[Directions for this task] Every line below that contains "React" is to be copied.

►

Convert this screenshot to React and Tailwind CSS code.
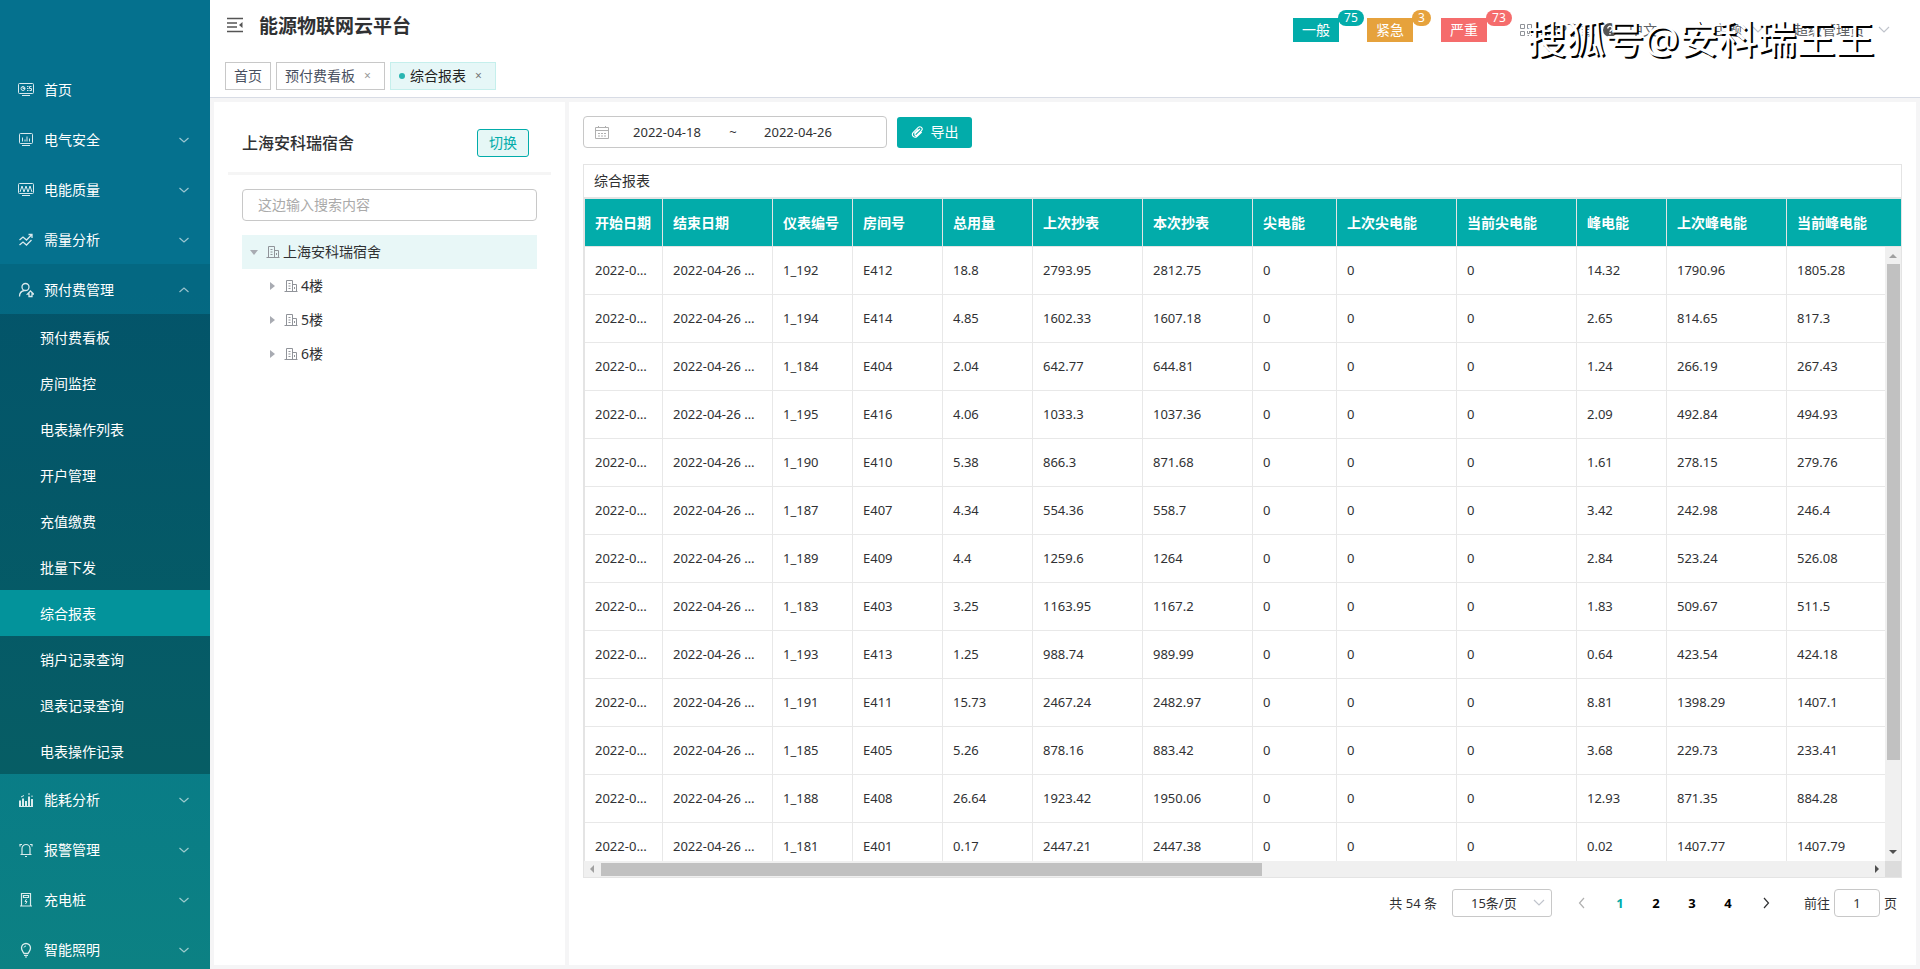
import React, { useState } from "react";

const icons = {
  home: (
    <>
      <rect x="0.5" y="1.5" width="15" height="10" rx="1" />
      <circle cx="5" cy="6.5" r="2" />
      <path d="M5 4.5v2h2M9 4.5h1.5M9 6.5h1.5M9 8.5h1.5M13.5 4.5h-2v2h2v2h-2M4 13.5h8" />
    </>
  ),
  safety: (
    <>
      <rect x="1.5" y="1.5" width="13" height="10" rx="1" />
      <path d="M4.5 9.5v-4M7 9.5v-2M9 9.5v-5M11.5 9.5v-3M4 13.5h8" />
    </>
  ),
  quality: (
    <>
      <rect x="0.5" y="1.5" width="15" height="10" rx="1" />
      <path d="M2 10l2-6 2 6 2-6 2 6 2-6 2 6M4 13.5h8" />
    </>
  ),
  demand: (
    <path
      d="M1.5 8l3.500-3 3.500 3L13.500 3M10.500 2.500H14V6M1.500 13l3.500-3 3.500 3 5-5"
      strokeWidth="1.3"
    />
  ),
  prepaid: (
    <>
      <circle cx="7.5" cy="5" r="3.500" strokeWidth="1.3" />
      <path
        d="M1.5 14.500c0-3 2-5.500 5-6M12.500 9l3 3H14v2.500h-3V12H9.500z"
        strokeWidth="1.3"
      />
    </>
  ),
  energy: (
    <>
      <path d="M2 14V8.500M5 14V6.500M8 14V9M11 14V4.500M14 14V7" strokeWidth="2" />
      <path d="M1 14.500h14M3 5l3-1.500M11 3V1M14 5V3.500" />
    </>
  ),
  alarm: (
    <path
      d="M4 12V6.500a4 4 0 018 0V12M2.500 12.500h11M7 14.500h2M2 4.500V2.500h2M14 4.500V2.500h-2"
      strokeWidth="1.2"
    />
  ),
  charger: (
    <>
      <path d="M3.500 13.500v-12h9v12M2 14h12M5.500 3.500h5v2h-5z" strokeWidth="1.2" />
      <path d="M8.500 7l-1.500 2.500h2L7.500 12" />
    </>
  ),
  light: (
    <>
      <path
        d="M6 11.500C5 9.500 3.500 8.500 3.500 6a4.500 4.500 0 019 0c0 2.500-1.500 3.500-2.500 5.500z"
        strokeWidth="1.3"
      />
      <path d="M6 13.500h4M7 15h2M6 5.500A2 2 0 018 4" />
    </>
  ),
};

const menu = [
  { name: "首页", icon: "home", leaf: true },
  { name: "电气安全", icon: "safety" },
  { name: "电能质量", icon: "quality" },
  { name: "需量分析", icon: "demand" },
  {
    name: "预付费管理",
    icon: "prepaid",
    children: [
      "预付费看板",
      "房间监控",
      "电表操作列表",
      "开户管理",
      "充值缴费",
      "批量下发",
      "综合报表",
      "销户记录查询",
      "退表记录查询",
      "电表操作记录",
    ],
  },
  { name: "能耗分析", icon: "energy" },
  { name: "报警管理", icon: "alarm" },
  { name: "充电桩", icon: "charger" },
  { name: "智能照明", icon: "light" },
];

const columns = [
  { title: "开始日期", width: "w-[78px]" },
  { title: "结束日期", width: "w-[110px]" },
  { title: "仪表编号", width: "w-[80px]" },
  { title: "房间号", width: "w-[90px]" },
  { title: "总用量", width: "w-[90px]" },
  { title: "上次抄表", width: "w-[110px]" },
  { title: "本次抄表", width: "w-[110px]" },
  { title: "尖电能", width: "w-[84px]" },
  { title: "上次尖电能", width: "w-[120px]" },
  { title: "当前尖电能", width: "w-[120px]" },
  { title: "峰电能", width: "w-[90px]" },
  { title: "上次峰电能", width: "w-[120px]" },
  { title: "当前峰电能", width: "" },
];

// meter, room, total, last reading, current reading, peak, last peak, current peak
const readings = [
  ["1_192", "E412", "18.8", "2793.95", "2812.75", "14.32", "1790.96", "1805.28"],
  ["1_194", "E414", "4.85", "1602.33", "1607.18", "2.65", "814.65", "817.3"],
  ["1_184", "E404", "2.04", "642.77", "644.81", "1.24", "266.19", "267.43"],
  ["1_195", "E416", "4.06", "1033.3", "1037.36", "2.09", "492.84", "494.93"],
  ["1_190", "E410", "5.38", "866.3", "871.68", "1.61", "278.15", "279.76"],
  ["1_187", "E407", "4.34", "554.36", "558.7", "3.42", "242.98", "246.4"],
  ["1_189", "E409", "4.4", "1259.6", "1264", "2.84", "523.24", "526.08"],
  ["1_183", "E403", "3.25", "1163.95", "1167.2", "1.83", "509.67", "511.5"],
  ["1_193", "E413", "1.25", "988.74", "989.99", "0.64", "423.54", "424.18"],
  ["1_191", "E411", "15.73", "2467.24", "2482.97", "8.81", "1398.29", "1407.1"],
  ["1_185", "E405", "5.26", "878.16", "883.42", "3.68", "229.73", "233.41"],
  ["1_188", "E408", "26.64", "1923.42", "1950.06", "12.93", "871.35", "884.28"],
  ["1_181", "E401", "0.17", "2447.21", "2447.38", "0.02", "1407.77", "1407.79"],
];

const rows = readings.map((r) => [
  "2022-04-18 00:00:00",
  "2022-04-26 00:00:00",
  ...r.slice(0, 5),
  "0",
  "0",
  "0",
  ...r.slice(5),
]);

const Chevron = ({ className, d = "M1 3l5 5 5-5" }) => (
  <svg
    viewBox="0 0 12 12"
    className={className}
    fill="none"
    stroke="currentColor"
    strokeWidth="1.2"
  >
    <path d={d} />
  </svg>
);

const Triangle = ({ className, d }) => (
  <svg viewBox="0 0 8 8" className={className} fill="currentColor">
    <path d={d} />
  </svg>
);

const BuildingIcon = () => (
  <svg
    viewBox="0 0 14 14"
    className="mr-[3px] h-[14px] w-[14px] text-[#909399]"
    fill="none"
    stroke="currentColor"
  >
    <path d="M0.5 12.500h13M2.500 12.500v-11h6v11M8.500 5.500h4v7M4.500 4.500h2M4.500 7h2M4.500 9.500h2M10.500 8v2" />
  </svg>
);

const Sidebar = () => {
  const [active, setActive] = useState("综合报表");

  return (
    <nav className="w-[210px] shrink-0 overflow-hidden bg-linear-to-b from-[#05718e] from-30% to-[#0c8183] pt-16 text-white">
      {menu.map((item) => (
        <div key={item.name}>
          <button
            className={`flex h-[50px] w-full items-center pt-[2px] pr-5 pl-[18px] text-left ${
              item.children ? "bg-black/8" : ""
            }`}
          >
            <svg
              viewBox="0 0 16 16"
              className="mr-[10px] h-4 w-4 opacity-85"
              fill="none"
              stroke="currentColor"
            >
              {icons[item.icon]}
            </svg>
            <span className="flex-1">{item.name}</span>
            {!item.leaf && (
              <Chevron
                className="h-3 w-3 opacity-60"
                d={item.children ? "M1.500 8l4.500-4 4.500 4" : "M1.500 4l4.500 4 4.500-4"}
              />
            )}
          </button>
          {item.children && (
            <div className="bg-black/25">
              {item.children.map((child) => (
                <button
                  key={child}
                  onClick={() => setActive(child)}
                  className={`flex h-[46px] w-full items-center pt-[2px] pl-10 ${
                    active === child ? "bg-[#03939b]" : ""
                  }`}
                >
                  {child}
                </button>
              ))}
            </div>
          )}
        </div>
      ))}
    </nav>
  );
};

const AlarmButton = ({ label, count, color }) => (
  <button
    className={`relative flex h-6 w-[46px] items-center justify-center text-white ${color}`}
  >
    {label}
    <span
      className={`absolute -top-2 left-[45px] flex h-4 items-center rounded-full px-[6px] text-xs ${color}`}
    >
      {count}
    </span>
  </button>
);

const Header = () => (
  <header className="h-[98px] border-b border-[#d8dce5] bg-white">
    <div className="flex h-[54px] items-start pr-[30px] pl-[17px]">
      <button aria-label="收起菜单" className="mt-[17px]">
        <svg
          viewBox="0 0 16 16"
          className="h-4 w-4 text-[#555]"
          fill="none"
          stroke="currentColor"
          strokeWidth="1.400"
        >
          <path d="M0 1.500h16M0 6h10M0 10h10M0 14.500h16" />
          <path d="M15.500 5v6L12 8z" fill="currentColor" stroke="none" />
        </svg>
      </button>
      <h1 className="ml-4 pt-3 text-[19px] leading-7 font-bold text-[#303133]">
        能源物联网云平台
      </h1>
      <div className="mt-[18px] ml-auto flex gap-7">
        <AlarmButton label="一般" count="75" color="bg-[#02acaa]" />
        <AlarmButton label="紧急" count="3" color="bg-[#e6a23c]" />
        <AlarmButton label="严重" count="73" color="bg-[#f56c6c]" />
      </div>
      <div className="relative mt-5 ml-8 flex items-center text-[#606266]">
        <svg
          viewBox="0 0 14 14"
          className="mr-2 h-[14px] w-[14px] text-[#909399]"
          fill="none"
          stroke="currentColor"
        >
          <path d="M1.500 1.500h4v4h-4zM8.500 1.500h4v4h-4zM1.500 8.500h4v4h-4zM8.500 8v2.500h2V8M12.500 8v2M8.500 12.500h1.500M12.500 12v1" />
        </svg>
        <a href="#app">APP下载</a>
        <svg viewBox="0 0 14 14" className="mr-3 ml-2 h-[14px] w-[14px]">
          <circle cx="7" cy="7" r="7" fill="#555" />
          <path
            d="M4.800 5.500a2.200 2.200 0 114 1.200C8.200 7.300 7 7.500 7 8.800M7 10v1.500"
            fill="none"
            stroke="#fff"
            strokeWidth="1.400"
          />
        </svg>
        <button className="w-[85px] text-left">中文</button>
        <button className="flex w-20 items-center">
          主题
          <Chevron className="ml-[10px] h-3 w-3 text-[#c0c4cc]" />
        </button>
        <button className="flex items-center">
          超级管理员
          <Chevron className="ml-[14px] h-3 w-3 text-[#c0c4cc]" />
        </button>
        <span className="pointer-events-none absolute -top-[6px] left-2 text-[39px] leading-[48px] whitespace-nowrap text-white [text-shadow:2px_2px_0_#000]">
          搜狐号@安科瑞王王
        </span>
      </div>
    </div>
    <div className="flex gap-[5px] px-[15px] pt-2 text-[#495060]">
      <a href="#home" className="flex h-7 items-center border border-[#c8c8c8] px-2">
        首页
      </a>
      <a
        href="#board"
        className="flex h-7 items-center border border-[#c8c8c8] pr-3 pl-2"
      >
        预付费看板
        <span className="ml-[9px] w-2 text-xs text-[#999]">×</span>
      </a>
      <a
        href="#report"
        className="flex h-7 items-center border border-[#c5efec] bg-[#e6f7f7] pr-3 pl-2 text-[#222]"
      >
        <i className="mr-[5px] h-[6px] w-[6px] rounded-full bg-[#2ab5b1]" />
        综合报表
        <span className="ml-[9px] w-2 text-xs text-[#777]">×</span>
      </a>
    </div>
  </header>
);

const BuildingPanel = () => (
  <aside className="w-[351px] shrink-0 bg-white px-[14px] pt-[27px]">
    <div className="flex h-[46px] items-start justify-between border-b-[3px] border-[#f5f5f5] pr-[22px] pl-[14px]">
      <h2 className="text-base leading-7 font-medium text-[#303133]">
        上海安科瑞宿舍
      </h2>
      <button className="h-7 w-[52px] rounded-[3px] border border-[#02acaa] bg-[#e6f7f6] text-[#02acaa]">
        切换
      </button>
    </div>
    <div className="px-[14px] pt-[14px]">
      <input
        type="text"
        aria-label="搜索"
        placeholder="这边输入搜索内容"
        className="h-8 w-full rounded border border-[#c8c8c8] px-[15px] pb-[2px] placeholder:text-[#aaa]"
      />
      <ul className="mt-[14px] text-[#303133]">
        <li className="flex h-[34px] items-center bg-[#e8f7f7] pl-2">
          <Triangle className="mr-2 h-2 w-2 text-[#a8abb2]" d="M0 2h8L4 7z" />
          <BuildingIcon />
          上海安科瑞宿舍
        </li>
        {["4楼", "5楼", "6楼"].map((floor) => (
          <li key={floor} className="flex h-[34px] items-center pl-[26px]">
            <Triangle className="mr-2 h-2 w-2 text-[#a8abb2]" d="M2 0v8l5-4z" />
            <BuildingIcon />
            {floor}
          </li>
        ))}
      </ul>
    </div>
  </aside>
);

const ReportTable = () => (
  <div className="mt-4 flex min-h-0 flex-1 flex-col border border-[#e4e4e4]">
    <h3 className="h-8 shrink-0 px-[10px] leading-[31px] text-[#303133]">综合报表</h3>
    <div className="relative min-h-0 flex-1 overflow-hidden border-t-2 border-l border-[#e4e4e4]">
      <table className="w-full table-fixed border-separate border-spacing-0">
        <thead>
          <tr className="h-12 bg-[#02acaa] text-left text-white">
            {columns.map((col) => (
              <th
                key={col.title}
                className={`border-r border-b border-[#e4e4e4] px-[10px] font-bold last:border-r-0 ${col.width}`}
              >
                {col.title}
              </th>
            ))}
          </tr>
        </thead>
        <tbody className="text-[13px] text-[#303133]">
          {rows.map((row) => (
            <tr key={row[2]} className="h-12">
              {row.map((value, i) => (
                <td
                  key={i}
                  className="truncate border-r border-b border-[#e8e8e8] pr-[13px] pl-[10px] last:border-r-0"
                >
                  {value}
                </td>
              ))}
            </tr>
          ))}
        </tbody>
      </table>
      <div className="absolute top-12 right-0 bottom-0 flex w-4 flex-col items-center bg-[#f0f0f0] py-[5px]">
        <Triangle className="h-2 w-2 shrink-0 text-[#a0a0a0]" d="M0 6h8L4 2z" />
        <div className="mt-1 min-h-0 w-[13px] flex-1">
          <div className="h-[85%] bg-[#c1c1c1]" />
        </div>
        <Triangle className="h-2 w-2 shrink-0 text-[#505050]" d="M0 2h8L4 6z" />
      </div>
    </div>
    <div className="flex h-4 shrink-0 items-center bg-[#f0f0f0] pl-1">
      <Triangle className="mr-[5px] h-2 w-2 shrink-0 text-[#a0a0a0]" d="M6 0v8L2 4z" />
      <div className="h-[13px] flex-1">
        <div className="h-full w-[52%] bg-[#c1c1c1]" />
      </div>
      <Triangle className="mr-1 h-2 w-2 shrink-0 text-[#505050]" d="M2 0v8l4-4z" />
      <div className="h-full w-4 bg-[#dcdcdc]" />
    </div>
  </div>
);

const Pagination = () => {
  const [page, setPage] = useState(1);

  return (
    <div className="mt-[11px] flex h-7 shrink-0 items-center justify-end pr-[5px] text-[13px] text-[#303133]">
      <span>共 54 条</span>
      <div className="relative mr-[10px] ml-[15px]">
        <select
          aria-label="每页条数"
          className="h-7 w-[100px] appearance-none rounded-[3px] border border-[#c8c8c8] pl-[18px]"
        >
          <option>15条/页</option>
        </select>
        <Chevron className="pointer-events-none absolute top-2 right-[7px] h-3 w-3 text-[#c0c4cc]" />
      </div>
      <button aria-label="上一页" className="flex w-10 justify-center text-[#b0b0b0]">
        <Chevron className="h-3 w-3" d="M8 1L3.500 6 8 11" />
      </button>
      {[1, 2, 3, 4].map((n) => (
        <button
          key={n}
          onClick={() => setPage(n)}
          className={`w-9 text-center font-bold ${
            page === n ? "text-[#02acaa]" : "text-black"
          }`}
        >
          {n}
        </button>
      ))}
      <button aria-label="下一页" className="flex w-10 justify-center">
        <Chevron className="h-3 w-3" d="M4 1l4.500 5L4 11" />
      </button>
      <label className="ml-[18px] flex items-center gap-1">
        前往
        <input
          type="text"
          defaultValue="1"
          className="h-7 w-[46px] rounded border border-[#c8c8c8] text-center"
        />
        页
      </label>
    </div>
  );
};

const ReportPanel = () => (
  <main className="flex min-w-0 flex-1 flex-col bg-white px-[14px] pt-[14px] pb-12">
    <div className="flex shrink-0 items-center gap-[10px]">
      <div className="flex h-8 w-[304px] items-center rounded border border-[#c8c8c8] pl-[11px] text-[13px] text-[#303133]">
        <svg
          viewBox="0 0 14 14"
          className="h-[14px] w-[14px] text-[#b0b0b0]"
          fill="none"
          stroke="currentColor"
        >
          <path d="M0.500 2.500h13v11H0.500zM0.500 5.500h13M3.500 1v2M10.500 1v2M3 8.500h2M6 8.500h2M9 8.500h2M3 11h2M6 11h2M9 11h2" />
        </svg>
        <input
          type="text"
          aria-label="开始日期"
          defaultValue="2022-04-18"
          className="w-[116px] text-center"
        />
        <span className="w-4 text-center">~</span>
        <input
          type="text"
          aria-label="结束日期"
          defaultValue="2022-04-26"
          className="w-[114px] text-center"
        />
      </div>
      <button className="flex h-[31px] w-[75px] items-center justify-center gap-2 rounded-[3px] bg-[#02acaa] text-white">
        <svg
          viewBox="0 0 14 14"
          className="h-3 w-3"
          fill="none"
          stroke="currentColor"
          strokeWidth="1.300"
        >
          <path d="M10.500 3.500L5 9a1.200 1.200 0 001.800 1.800l5.400-5.400a2.600 2.600 0 00-3.700-3.700L2.400 7.800a3.200 3.200 0 004.500 4.500L12.500 7M8.500 4L3.800 8.700" />
        </svg>
        导出
      </button>
    </div>
    <ReportTable />
    <Pagination />
  </main>
);

const App = () => (
  <div className="flex h-screen overflow-hidden bg-[#f5f5f6] font-['Noto_Sans','Noto_Sans_CJK_SC',sans-serif] text-sm">
    <Sidebar />
    <div className="flex min-w-0 flex-1 flex-col">
      <Header />
      <div className="flex min-h-0 flex-1 gap-1 p-1">
        <BuildingPanel />
        <ReportPanel />
      </div>
    </div>
  </div>
);

export default App;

◄

[Finished answer]
Convert this screenshot to React and Tailwind CSS code.
import React, { useState } from "react";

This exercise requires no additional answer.